Turns out some states are doing the opposite. That is, making it easier for people to vote.
Obviously the GOP has no shame. They see their white privilege draining away with the increase in minority populations and voters. It won't work GOP. If you really want to broaden your appeal beyond bigoted and racist white people, cut the shit and make it easier for people to vote, then quit being such assholes.
Easier said than done, I guess
Where Voting is Now Easier
At a time when many states are making it harder to vote, 16 states have provided some good news over the last year by deciding to go in the opposite direction. In various ways, they have expanded access to the polls, allowing more people to register or to vote more conveniently. The list,compiled by the Brennan Center for Justice, includes these states:
• Illinois, Massachusetts, Minnesota, Nebraska, Virginia and West Virginia. They created online registration systems, a big improvement over unreliable and inconvenient paper systems.
• Colorado and Louisiana. They will allow 16- and 17-year-olds to preregister when they apply for a driver’s license. Colorado also added Election Day registration, and it is encouraging mail-in voting without an absentee excuse.
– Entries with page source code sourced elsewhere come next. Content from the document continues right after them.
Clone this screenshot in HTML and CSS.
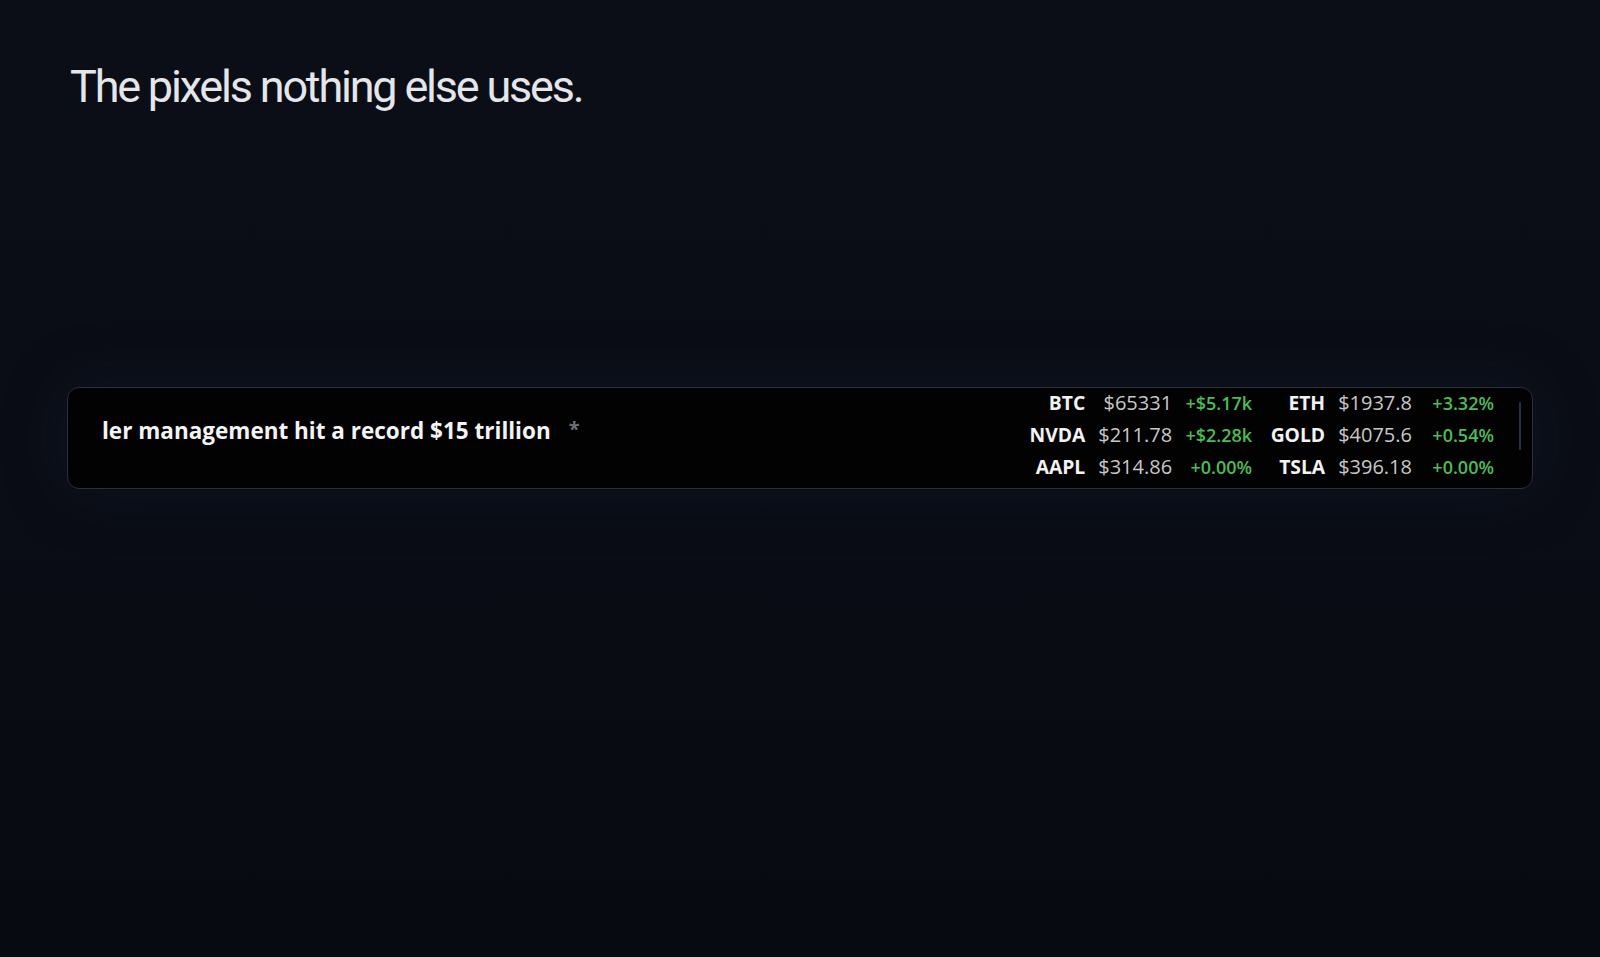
FILE: index.html
```html
<!DOCTYPE html>
<html>
<head>
	<title>Ticker</title>
	<link rel="stylesheet" href="styles.css">
</head>
<body>
	<div class="page">
		<h1 class="title">The pixels nothing else uses.</h1>

		<div class="bar">
			<div class="headline">
				<span class="headlineText">ler management hit a record $15 trillion</span>
				<span class="sep">*</span>
			</div>
			<div class="quotes">
				<span class="sym">BTC</span><span class="price">$65331</span><span class="chg">+$5.17k</span>
				<span class="sym">ETH</span><span class="price">$1937.8</span><span class="chg">+3.32%</span>

				<span class="sym">NVDA</span><span class="price">$211.78</span><span class="chg">+$2.28k</span>
				<span class="sym">GOLD</span><span class="price">$4075.6</span><span class="chg">+0.54%</span>

				<span class="sym">AAPL</span><span class="price">$314.86</span><span class="chg">+0.00%</span>
				<span class="sym">TSLA</span><span class="price">$396.18</span><span class="chg">+0.00%</span>
			</div>
			<div class="thumb"></div>
		</div>
	</div>
</body>
</html>
```

FILE: styles.css
```css
*{
	padding:0;
	margin:0;
	box-sizing: border-box;
}
html,body{
	height:100%;
}
body{
	background: linear-gradient(180deg, #0b0e17 0%, #0a0d15 50%, #070a10 100%);
	overflow: hidden;
}
.page{
	padding:0 67px;
}

.title{
	margin:60px 0 0 3px;
	font-family: Roboto, "Liberation Sans", sans-serif;
	font-weight: 400;
	font-size:45px;
	line-height:54px;
	letter-spacing:-2.2px;
	color:#e4e6ea;
}

.bar{
	display: flex;
	margin-top:273px;
	height:102px;
	background-color:#020203;
	border:1px solid #2a2f3d;
	border-radius:12px;
	box-shadow: 0 0 60px rgba(24,32,58,0.35);
	font-family: "Open Sans", "Liberation Sans", sans-serif;
}

.headline{
	flex:1;
	padding:26px 0 0 34px;
	line-height:30px;
	white-space: nowrap;
	overflow: hidden;
}
.headlineText{
	font-size:22.5px;
	font-weight:700;
	color:#f4f4f4;
}
.sep{
	margin-left:14px;
	font-size:20px;
	font-weight:700;
	color:#6d6f74;
	vertical-align: 3px;
}

/* sym | price | change, twice per row */
.quotes{
	display: grid;
	grid-template-columns: auto auto 80px 73px auto 82px;
	justify-items: end;
	align-items: baseline;
	align-self: flex-start;
	margin-top:-1px;
	line-height:31px;
}
.sym{
	font-size:19.3px;
	font-weight:700;
	color:#f2f2f2;
}
.price{
	padding-left:13px;
	font-size:20px;
	font-weight:400;
	color:#c8c8c8;
}
.chg{
	font-size:18px;
	font-weight:600;
	color:#4dbb57;
}

.thumb{
	width:2px;
	height:48px;
	margin:14px 11px 0 25px;
	border-radius:1px;
	background-color:#28314c;
}
```
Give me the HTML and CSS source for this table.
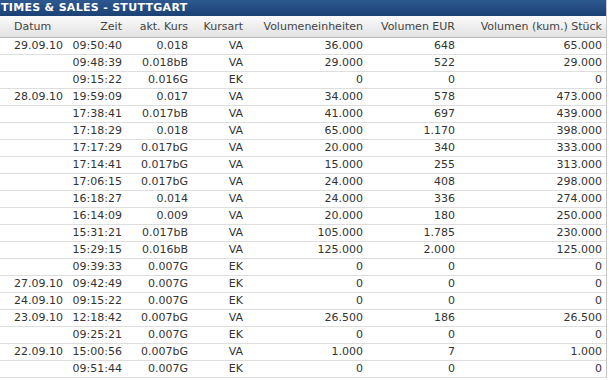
FILE: index.html
```html
<!DOCTYPE html>
<html lang="de">
<head>
  <meta charset="UTF-8" />
  <title>Times &amp; Sales - Stuttgart</title>
  <link rel="stylesheet" href="styles.css">
</head>
<body>
  <div class="box">
    <h2 class="title">TIMES &amp; SALES - STUTTGART</h2>
    <table>
      <colgroup>
        <col class="c-datum"><col class="c-zeit"><col class="c-kurs"><col class="c-art">
        <col class="c-vol"><col class="c-eur"><col class="c-kum">
      </colgroup>
      <thead>
        <tr><th class="l">Datum</th><th>Zeit</th><th>akt. Kurs</th><th>Kursart</th><th>Volumeneinheiten</th><th>Volumen EUR</th><th>Volumen (kum.) Stück</th></tr>
      </thead>
      <tbody>
        <tr><td class="l">29.09.10</td><td>09:50:40</td><td>0.018</td><td>VA</td><td>36.000</td><td>648</td><td>65.000</td></tr>
        <tr><td class="l"></td><td>09:48:39</td><td>0.018bB</td><td>VA</td><td>29.000</td><td>522</td><td>29.000</td></tr>
        <tr><td class="l"></td><td>09:15:22</td><td>0.016G</td><td>EK</td><td>0</td><td>0</td><td>0</td></tr>
        <tr><td class="l">28.09.10</td><td>19:59:09</td><td>0.017</td><td>VA</td><td>34.000</td><td>578</td><td>473.000</td></tr>
        <tr><td class="l"></td><td>17:38:41</td><td>0.017bB</td><td>VA</td><td>41.000</td><td>697</td><td>439.000</td></tr>
        <tr><td class="l"></td><td>17:18:29</td><td>0.018</td><td>VA</td><td>65.000</td><td>1.170</td><td>398.000</td></tr>
        <tr><td class="l"></td><td>17:17:29</td><td>0.017bG</td><td>VA</td><td>20.000</td><td>340</td><td>333.000</td></tr>
        <tr><td class="l"></td><td>17:14:41</td><td>0.017bG</td><td>VA</td><td>15.000</td><td>255</td><td>313.000</td></tr>
        <tr><td class="l"></td><td>17:06:15</td><td>0.017bG</td><td>VA</td><td>24.000</td><td>408</td><td>298.000</td></tr>
        <tr><td class="l"></td><td>16:18:27</td><td>0.014</td><td>VA</td><td>24.000</td><td>336</td><td>274.000</td></tr>
        <tr><td class="l"></td><td>16:14:09</td><td>0.009</td><td>VA</td><td>20.000</td><td>180</td><td>250.000</td></tr>
        <tr><td class="l"></td><td>15:31:21</td><td>0.017bB</td><td>VA</td><td>105.000</td><td>1.785</td><td>230.000</td></tr>
        <tr><td class="l"></td><td>15:29:15</td><td>0.016bB</td><td>VA</td><td>125.000</td><td>2.000</td><td>125.000</td></tr>
        <tr><td class="l"></td><td>09:39:33</td><td>0.007G</td><td>EK</td><td>0</td><td>0</td><td>0</td></tr>
        <tr><td class="l">27.09.10</td><td>09:42:49</td><td>0.007G</td><td>EK</td><td>0</td><td>0</td><td>0</td></tr>
        <tr><td class="l">24.09.10</td><td>09:15:22</td><td>0.007G</td><td>EK</td><td>0</td><td>0</td><td>0</td></tr>
        <tr><td class="l">23.09.10</td><td>12:18:42</td><td>0.007bG</td><td>VA</td><td>26.500</td><td>186</td><td>26.500</td></tr>
        <tr><td class="l"></td><td>09:25:21</td><td>0.007G</td><td>EK</td><td>0</td><td>0</td><td>0</td></tr>
        <tr><td class="l">22.09.10</td><td>15:00:56</td><td>0.007bG</td><td>VA</td><td>1.000</td><td>7</td><td>1.000</td></tr>
        <tr><td class="l"></td><td>09:51:44</td><td>0.007G</td><td>EK</td><td>0</td><td>0</td><td>0</td></tr>
      </tbody>
    </table>
  </div>
</body>
</html>
```

FILE: styles.css
```css
* { box-sizing: border-box; }
body {
  margin: 0; padding: 0;
  background: #fff;
  font-family: "DejaVu Sans", Verdana, sans-serif;
  font-size: 11px; color: #333;
}
.box {
  width: 607px;
  border-right: 1px solid #c8c8c8;
}
.title {
  margin: 0; height: 16px; padding: 0 0 0 1px;
  background: linear-gradient(#2d5890, #1c4174);
  color: #fff; font-size: 11px; font-weight: bold; line-height: 16px;
  letter-spacing: 0.3px;
  white-space: nowrap; overflow: hidden;
}
table {
  width: 606px; border-collapse: collapse; table-layout: fixed;
}
.c-datum { width: 62px; }
.c-zeit { width: 64px; }
.c-kurs { width: 66px; }
.c-art { width: 55px; }
.c-vol { width: 120px; }
.c-eur { width: 92px; }
.c-kum { width: 147px; }
th, td {
  padding: 0 4px 0 0; text-align: right; white-space: nowrap; font-weight: normal;
}
th {
  height: 21px;
  background: linear-gradient(#fbfbfb, #e2e2e2);
  border-bottom: 1px solid #b9b9b9;
  color: #444;
}
td {
  height: 17px;
  border-bottom: 1px solid #dedede;
}
th.l, td.l { text-align: left; padding: 0 0 0 14px; }
```
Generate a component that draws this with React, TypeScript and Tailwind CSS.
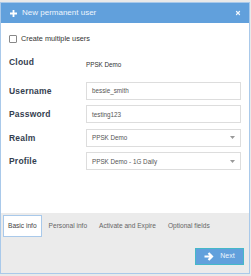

• Maryland. It will allow same-day registration during early voting, which was expanded from six to eight days.
• Delaware. It will allow most felons to vote immediately after completing their sentences.
Some of these improvements took place in Republican-led states, a development that is all the more striking because many of the other states that are trying to keep people from the polls — 15 will have new restrictions on voting in November — are mostly controlled by Republicans.
These restrictions include voter ID laws, which are going into effect this year in 11 states, and cutbacks on early voting, which have taken place in eight states since 2011. One of the most pernicious ways to limit voting is to make it harder to register, as 10 states have done. Some limit voter registration drives, while others require documentary proof of citizenship, which many American citizens lack.
In all cases, these restrictions will make it harder for minorities and the poor to vote, which is the point, since proponents of such laws are trying to reduce the turnout of probable Democratic voters. A study last year by researchers at the University of Massachusetts, Boston, found that states with a higher minority turnout were more likely to limit voting, and that the number of restrictions is related to the proportion of Republicans in power in a state.
That these laws persist demonstrates the need for Congress to repair the Voting Rights Act, which was stripped of its ability to prevent discriminatory election changes in the Supreme Court’s Shelby County decision. As a recent report by the National Commission on Voting Rightsnotes, several of the new restrictions had previously been blocked by the Justice Department under its pre-clearance power in the act, which is no longer enforceable. Augusta, Ga., had tried to move local elections from November to the earlier date of the primaries, knowing that minority turnout would be far lower. The Justice Department blocked that move in 2012, but after the court decision, Augusta moved the date. Texas, meanwhile, put its new voter ID requirement, which had been blocked, into effect after the decision.
Making things worse, a federal judge last week refused to block North Carolina’s voting law, probably the most restrictive in the country, which was also passed after the Supreme Court decision.
Before that decision, the Justice Department’s powers were largely limited to a group of states and localities, mostly in the South, that had shown a history of racial discrimination in voting. Restrictions, though, are popping up all over the country: 34 states now have voter ID laws.
Congress needs to quit seeing voting in partisan terms and make it a fundamental right that cannot be limited by states trying to block access to the polls.